Spending time in the Mayan Caribbean clearly reveals how life and landscape are influenced by geology: limestone bedrock erosion reveals subterranean water, which affects plumbing, foundations, electricity and gas. All building are dependent upon this condition: one cannot go deep into the earth. Natural forming subterranean pools and chambers are known as cenotes, and are connected by underwater rivers, known to many a tourist day tripper. The Mayans used these cenotes, or pools, for bathing, worship and ritual sacrifice. These cenotes are recreated for body worship by the Rockwell Group.
The Rockwell Group has re-created the ritual of bathing in the cenotes in their subterranean conical structure featuring a reflection pool at the Grand Hyatt Playa del Carmen resort. The effect is magical: integral lighting reminds us of the night stars, so prominent here; an opening high above at ground level lets in filtered sunlight, similar to being in a natural cenote; layered limestone catches the light, creating a dramatic shadows; and simple detailing prevent the whole thing from becoming kitsch.
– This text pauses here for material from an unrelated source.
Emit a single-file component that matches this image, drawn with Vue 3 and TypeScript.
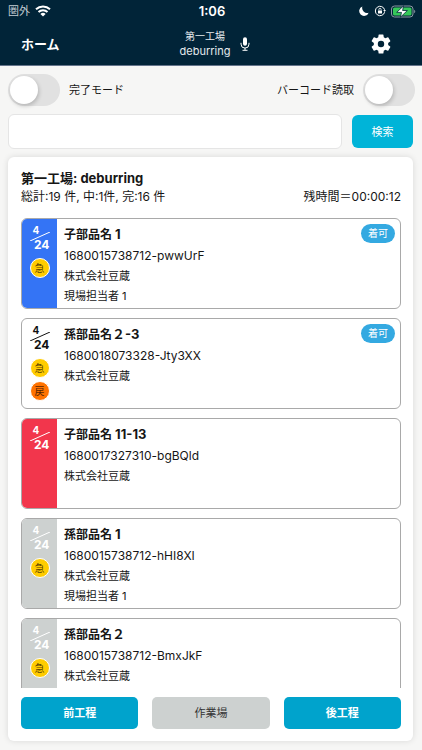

The spa is first glimpsed on a path that meanders from the lobby to the beach that is punctuated by kiosks selling coffee, smoothies and tacos. Looking like a mini-volcano, it pokes its head out, letting light filter below.
The spa lobby combines screens with a cantilevered desk. I like the energy of the contrasting angles, and the calmness of the materials.
The hallway from spa lobby to pools has sloped walls, with integral lighting creating light and shadow on tile.
Each spa room looks out onto a private landscape, thanks to ingenious landscape that separates rooms from treatment rooms. Louvers are also a repeating theme, providing privacy and much need sun protection in this tropical climate.
Modern detailing coupled with experimentation with materials is a trademark of the Rockwell Group projects, and this is evident in several other areas in the spa, including a reflection pool.